We have identified a number of possibilities where the proposed research may generate broad interest.

i) TE insertions and mutation rates. The role of non-coding DNA in genomes is a topic generating much debate. While this proposal does not address the role per se, it does address the IMPACT of non-coding DNA on the genome in the form of whether or not they increase mutation rates, and how this then influences macro-evolutionary patterns. Thus, linking the activity of autonomous genetic elements to organismal diversification rates would be of great interest to many molecular and evolutionary biologists and also the general public in terms of why some groups are species rich and others species poor.

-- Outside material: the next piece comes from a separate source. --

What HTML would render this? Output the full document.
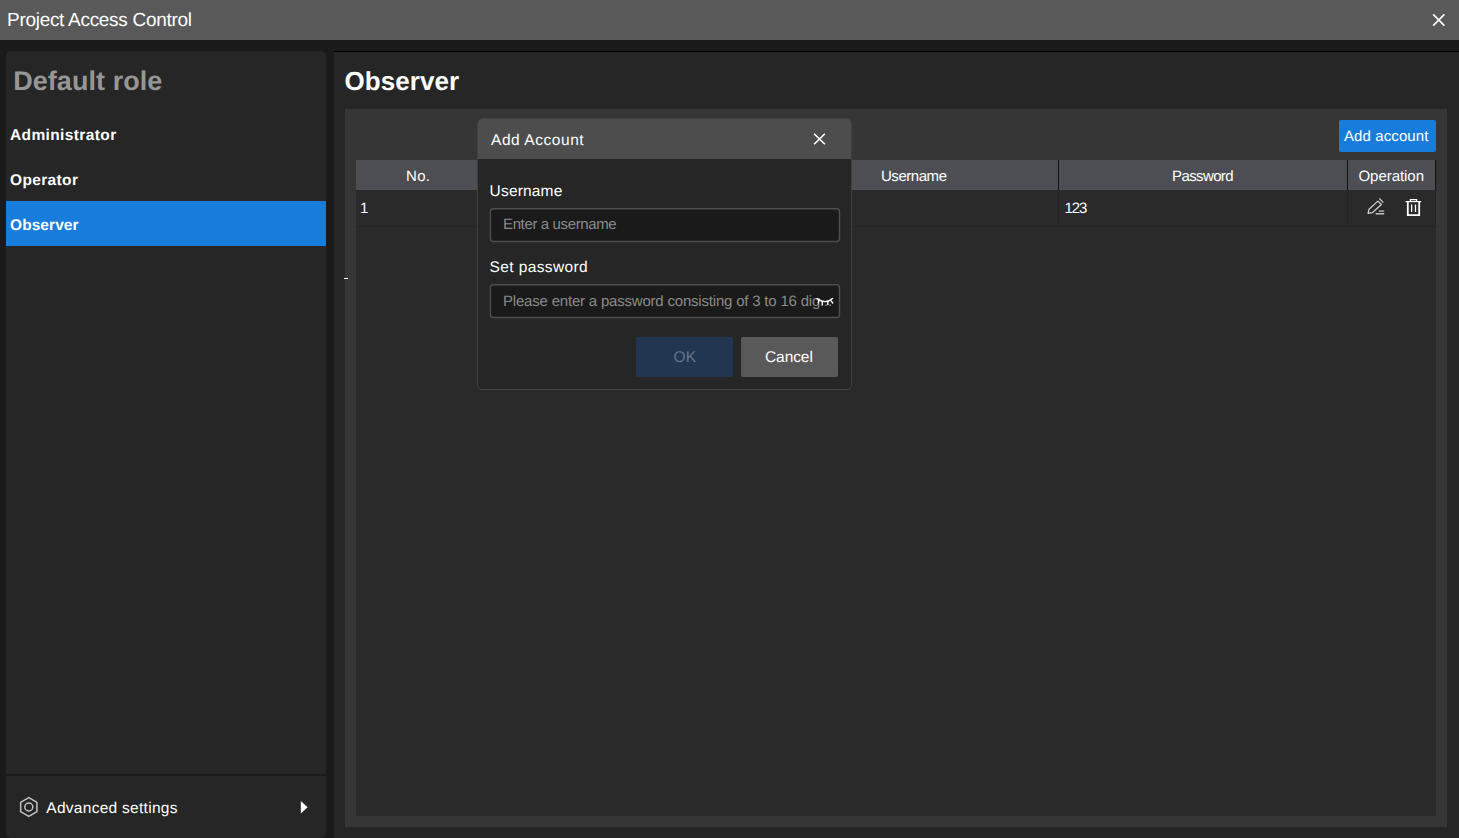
<!DOCTYPE html>
<html lang="en">
<head>
<meta charset="utf-8">
<title>Project Access Control</title>
<style>
*{box-sizing:border-box;margin:0;padding:0}
html,body{width:1459px;height:838px;overflow:hidden;background:#1a1a1a}
body{position:relative;font-family:"Liberation Sans",sans-serif;color:#fff;text-rendering:geometricPrecision}
.abs{position:absolute}
.t{position:absolute;white-space:nowrap;line-height:1}
#titlebar{left:0;top:0;width:1459px;height:40px;background:#595959}
#side{left:6px;top:51px;width:320px;height:787px;background:#262626;border-radius:5px}
#sel{left:6px;top:201px;width:320px;height:45px;background:#177ddc}
#sideline{left:6px;top:774px;width:320px;height:2px;background:#1b1b1b}
#main{left:334px;top:51px;width:1125px;height:787px;background:#262626;border-top:1px solid #000}
#gray{left:345px;top:109px;width:1102px;height:718px;background:#363636}
#tbl{left:356px;top:160px;width:1080px;height:656px;background:#2a2a2a}
#thead{left:356px;top:160px;width:1080px;height:30px;background:#4d4e53}
.vsep{position:absolute;top:160px;width:1px;height:30px;background:#111}
.bsep{position:absolute;top:190px;width:1px;height:36px;background:#242424}
#rowline{left:356px;top:226px;width:1080px;height:1px;background:#242424}
#addbtn{left:1339px;top:120px;width:97px;height:32px;background:#177ddc;border-radius:2px}
#dlg{left:477px;top:118px;width:375px;height:272px;background:#262626;border:1px solid #414141;border-radius:5px;overflow:hidden}
#dlghead{left:0;top:0;width:373px;height:40px;background:#4d4d4d}
#ok{left:636px;top:337px;width:97px;height:40px;background:#223652;border-radius:2px}
#cancel{left:741px;top:337px;width:97px;height:40px;background:#595959;border-radius:2px}
</style>
</head>
<body>
<header>
<div id="titlebar" class="abs"></div>
<div id="t_title" class="t" style="left:7px;top:11px;font-size:19px;letter-spacing:-0.29px">Project Access Control</div>
<svg class="abs" style="left:1430.7px;top:12px" width="16" height="16" viewBox="0 0 16 16"><path d="M2.2 2.4 L13.4 13.6 M13.4 2.4 L2.2 13.6" stroke="#fff" stroke-width="1.6" fill="none"/></svg>
</header>

<aside>
<div id="side" class="abs"></div>
<div id="t_def" class="t" style="left:13.2px;top:68px;font-size:27px;font-weight:bold;color:#969696;letter-spacing:0.06px">Default role</div>
<div id="t_adm" class="t" style="left:10px;top:128px;font-size:15.5px;font-weight:bold;letter-spacing:0.38px">Administrator</div>
<div id="t_op" class="t" style="left:10px;top:173px;font-size:15.5px;font-weight:bold;letter-spacing:0.36px">Operator</div>
<div id="sel" class="abs"></div>
<div id="t_obs" class="t" style="left:10px;top:218px;font-size:15.5px;font-weight:bold;letter-spacing:0.07px">Observer</div>
<div id="sideline" class="abs"></div>
<svg class="abs" style="left:18px;top:795px" width="22" height="24" viewBox="0 0 22 24"><path d="M10.8 2.6 L18.95 7.3 L18.95 16.7 L10.8 21.4 L2.65 16.7 L2.65 7.3 Z" stroke="#c2c2c2" stroke-width="1.5" fill="none" stroke-linejoin="round"/><circle cx="10.8" cy="12" r="4" stroke="#c2c2c2" stroke-width="1.5" fill="none"/></svg>
<div id="t_adv" class="t" style="left:46.3px;top:801px;font-size:15.5px;letter-spacing:0.28px">Advanced settings</div>
<svg class="abs" style="left:300px;top:800px" width="9" height="14" viewBox="0 0 9 14"><path d="M0.8 1 L7.6 7.3 L0.8 13.6 Z" fill="#fff"/></svg>
</aside>

<main>
<div id="main" class="abs"></div>
<div id="t_h" class="t" style="left:344.4px;top:68px;font-size:26px;font-weight:bold;letter-spacing:0.08px">Observer</div>
<div id="gray" class="abs"></div>
<div class="abs" style="left:344px;top:278px;width:4px;height:1px;background:#fff"></div>
<div id="addbtn" class="abs"></div>
<div id="t_add" class="t" style="left:1344px;top:129px;font-size:15px;letter-spacing:0.1px">Add account</div>
<div id="tbl" class="abs"></div>
<div id="thead" class="abs"></div>
<div class="vsep" style="left:1058px"></div>
<div class="vsep" style="left:1347px"></div>
<div class="vsep" style="left:1435px"></div>
<div class="bsep" style="left:1058px"></div>
<div class="bsep" style="left:1347px"></div>
<div class="bsep" style="left:1435px"></div>
<div id="rowline" class="abs"></div>
<div id="t_no" class="t" style="left:406px;top:169px;font-size:15px;letter-spacing:0.3px">No.</div>
<div id="t_un" class="t" style="left:881px;top:169px;font-size:15px;letter-spacing:-0.46px">Username</div>
<div id="t_pw" class="t" style="left:1172px;top:169px;font-size:15px;letter-spacing:-0.61px">Password</div>
<div id="t_opr" class="t" style="left:1358.5px;top:169px;font-size:15px;letter-spacing:-0.05px">Operation</div>
<div id="t_1" class="t" style="left:360px;top:201px;font-size:15px">1</div>
<div id="t_123" class="t" style="left:1064.5px;top:201px;font-size:15px;letter-spacing:-1.1px">123</div>

<svg class="abs" style="left:1365px;top:196px" width="22" height="22" viewBox="0 0 22 22"><g stroke="#d2d2d2" stroke-width="1.2" fill="none" stroke-linejoin="round" stroke-linecap="butt"><path d="M3 17.4 L4 13.2 L12.9 5.1 L16.4 8.5 L7.3 16.7 Z"/><path d="M14.3 2.5 L18.3 6.7"/><path d="M13.8 15.1 H19.2"/><path d="M10.6 17.8 H19.2" stroke-width="1.4"/></g></svg>
<svg class="abs" style="left:1404px;top:197px" width="20" height="22" viewBox="0 0 20 22"><g stroke="#fff" fill="none"><path d="M1.6 4.6 H17.2" stroke-width="1.2"/><path d="M6.4 4.2 V2.6 H12.6 V4.2" stroke-width="1.3"/><path d="M3.8 5 V18.2 H15.2 V5" stroke-width="1.8"/><path d="M7.6 7.6 V15 M11.5 7.6 V15" stroke-width="1.3"/></g></svg>
</main>

<section role="dialog" aria-label="Add Account">
<div id="dlg" class="abs"><div id="dlghead" class="abs"></div></div>
<div id="t_dt" class="t" style="left:491px;top:133px;font-size:15.5px;letter-spacing:0.56px">Add Account</div>
<svg class="abs" style="left:811px;top:131px" width="16" height="16" viewBox="0 0 16 16"><path d="M3.1 2.7 L13.9 13.3 M13.9 2.7 L3.1 13.3" stroke="#fff" stroke-width="1.6" fill="none"/></svg>
<div id="t_lu" class="t" style="left:489.6px;top:184px;font-size:15.5px;letter-spacing:0.17px">Username</div>
<svg class="abs" style="left:486px;top:204px" width="360" height="42"><rect x="4.4" y="4.7" width="349.1" height="32.8" rx="3" fill="#1a1a1a" stroke="#4e4e4e" stroke-width="1.4"/></svg>
<div id="t_pu" class="t" style="left:503px;top:217px;font-size:15px;color:#8a8a8a;letter-spacing:-0.37px">Enter a username</div>
<div id="t_lp" class="t" style="left:489.6px;top:260px;font-size:15.5px;letter-spacing:0.38px">Set password</div>
<svg class="abs" style="left:486px;top:280px" width="360" height="42"><rect x="4.4" y="4.7" width="349.1" height="32.8" rx="3" fill="#1a1a1a" stroke="#4e4e4e" stroke-width="1.4"/></svg>
<div id="t_pp" class="t" style="left:503px;top:294px;font-size:15px;color:#8a8a8a;letter-spacing:-0.2px">Please enter a password consisting of 3 to 16 dig...</div>
<svg class="abs" style="left:815px;top:295.6px" width="20" height="12" viewBox="0 0 20 12"><g stroke="#fff" stroke-width="1.4" fill="none" stroke-linecap="round"><path d="M1.9 2.7 Q10.6 8.7 17.5 2.4"/><path d="M7.3 5.6 L7.3 8.4 M12.8 5.4 L12.8 8.4 M3.7 4.2 L3.3 6.8 M15.9 4.6 L17.7 7"/></g></svg>
<div id="ok" class="abs"></div>
<div id="t_ok" class="t" style="left:673.5px;top:350px;font-size:15.5px;color:#60758f;letter-spacing:0.2px">OK</div>
<div id="cancel" class="abs"></div>
<div id="t_cancel" class="t" style="left:765px;top:350px;font-size:15.5px;letter-spacing:-0.08px">Cancel</div>
</section>
</body>
</html>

ii) Comparative genomics. We will generate whole genomes for 2 species of Corydoras catfish and improve the assemblies of two others. This will be of great benefit for comparative evolutionary genomics as the species sequenced are part of an adaptive radiation, some species of which have undergone whole genome duplications. Thus workers in the fields of comparative genomics, transposable elements and whole genome duplication will benefit from the genomic resources generated. This research will also interest researchers in the field of salmonid aquaculture which have also undergone a whole genome duplication

iii) Developmental biologists - transposable elements (sleeping beauty) are being used to 'barcode' cells (Sun et al Nature. 2014. 514:322-327). By inducing TE activity, every cell has a unique pattern of TE insertions allowing cell lineages to be tracked during development. Thus, additional knowledge of the potential impacts of these 'barcoding' systems on the genome will be beneficial.

iv) Mimicry researchers (will benefit from the genomic resources generated in this project. The Corydoras are one of the few vertebrate species that have evolved Müllerian mimicry. Thus there is ample scope to investigate the role of TEs in increasing mutation rates of colour pattern genes in this group.

2. TRAINING OF SKILLED PEOPLE FOR NON-ACADEMIC PROFESSIONS

The named PDRA will benefit from manifold aspects of the project including developing computational and bioinformatics skills (python/perl/R languages) which will increase employability in both academic and non-academic environments, participation in impact and outreach activities which will develop communication and presentation skills, digital media skills (websites and animations), conference attendance will lead to better networks, increasing employability.